I doubt the accuracy of this rumor . My son is a Latin student at GHS, active with JCL, and has not heard this. For what it's worth.


Anonymous said...

He told my son's Latin class that he's the teacher who'll leave if the district doesn't back down. It was discussed in class on Wednesday.

Garfield Parent

Anonymous said...

Thanks for clarifying. Nothing like one more stressor going into the holidays.


Bulldog said...

The "announcement" that it was the Latin teacher was made indirectly at the Superintendent Meet and Greet on Monday night at the community center. A student asked Dr. Nyland who was going to be let go and he answered the Latin teacher.

It was not made at the school. This whole thing makes no sense. There were over 100 students on the waiting list. If Garfield's enrollment was so dangerously low, why were no students moved from the wait list.

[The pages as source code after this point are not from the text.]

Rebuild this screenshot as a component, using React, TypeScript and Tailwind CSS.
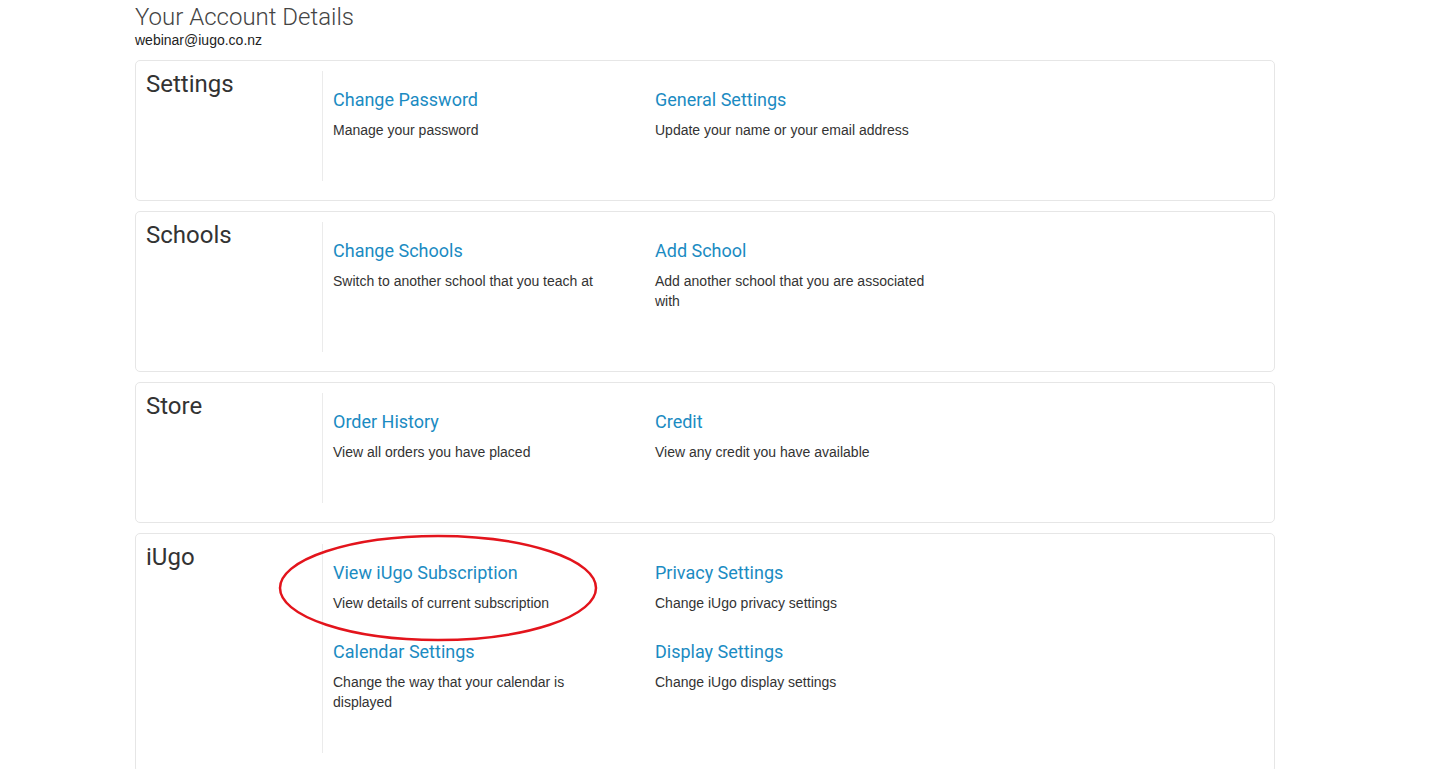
import React from "react";

type Item = { title: string; desc: string };
type Section = { name: string; items: Item[] };

const sections: Section[] = [
  {
    name: "Settings",
    items: [
      { title: "Change Password", desc: "Manage your password" },
      { title: "General Settings", desc: "Update your name or your email address" },
    ],
  },
  {
    name: "Schools",
    items: [
      { title: "Change Schools", desc: "Switch to another school that you teach at" },
      { title: "Add School", desc: "Add another school that you are associated with" },
    ],
  },
  {
    name: "Store",
    items: [
      { title: "Order History", desc: "View all orders you have placed" },
      { title: "Credit", desc: "View any credit you have available" },
    ],
  },
  {
    name: "iUgo",
    items: [
      { title: "View iUgo Subscription", desc: "View details of current subscription" },
      { title: "Privacy Settings", desc: "Change iUgo privacy settings" },
      { title: "Calendar Settings", desc: "Change the way that your calendar is displayed" },
      { title: "Display Settings", desc: "Change iUgo display settings" },
    ],
  },
];

function Card({ section, children }: { section: Section; children?: React.ReactNode }) {
  return (
    <div className="relative flex rounded-[5px] border border-[#e6e6e6] bg-white pl-[10px] pt-[10px] pb-[19px]">
      <div className="w-[176px] shrink-0">
        <h2 className="-mt-px font-['Roboto'] text-[24px] leading-[28px] font-normal text-[#333]">
          {section.name}
        </h2>
      </div>
      <div className="border-l border-[#ebebeb] pl-[10px] pt-[16px] pb-[15px]">
        <div className="grid grid-cols-[322px_322px]">
          {section.items.map((it) => (
            <div key={it.title} className="mb-[26px] w-[282px]">
              <a
                href="#"
                className="block font-['Roboto'] text-[18px] leading-[26px] text-[#1b8bc2]"
              >
                {it.title}
              </a>
              <p className="mt-[7px] font-['Liberation_Sans',Arial,sans-serif] text-[14px] leading-[20px] text-[#333]">
                {it.desc}
              </p>
            </div>
          ))}
        </div>
      </div>
      {children}
    </div>
  );
}

export default function App() {
  return (
    <div className="h-[769px] overflow-hidden bg-white">
      <div className="ml-[135px] w-[1140px] pt-[3px]">
        <h1 className="font-['Roboto'] text-[24px] leading-[28px] font-light text-[#444]">
          Your Account Details
        </h1>
        <div className="mt-[1px] font-['Liberation_Sans',Arial,sans-serif] text-[14px] leading-[16px] text-[#222]">
          webinar@iugo.co.nz
        </div>
        <div className="mt-[12px] flex flex-col gap-[10px]">
          {sections.map((s) => (
            <Card key={s.name} section={s}>
              {s.name === "iUgo" && (
                <svg
                  className="pointer-events-none absolute left-[142px] top-[0px]"
                  width="324"
                  height="110"
                  viewBox="0 0 324 110"
                >
                  <ellipse
                    cx="160"
                    cy="54"
                    rx="158"
                    ry="52"
                    fill="none"
                    stroke="#e3141c"
                    strokeWidth="2.5"
                  />
                </svg>
              )}
            </Card>
          ))}
        </div>
      </div>
    </div>
  );
}
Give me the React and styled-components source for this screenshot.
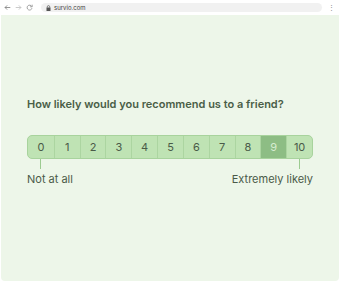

If you want to think about a conspiracy, then ... enrollment was deliberately withheld from Garfield. Then the adjusted full time equivalent was changes and viola ... the school that makes trouble loses a teacher.

Anonymous said...

One idea is to invite families to donate $5 to $50, if they can, to save the Latin teacher. Maybe they can raise $45K. I think it is sad to lose the legacy of Latin at GHS. I think it is worth paying the ransom money to save the program. Maybe next year they can budget better.

Anonymous said...

It would be a real shame for Garfield to lose its Latin program!! It is part of what makes Garfield so unique, and the Latin program there is fabulous.

Just encouraging everyone who cares to write an email or letter to the Superintendent and to the Principal, Ted Howard. They are most likely the people who will be making the final decision about this, but if anyone knows better, please do let us know.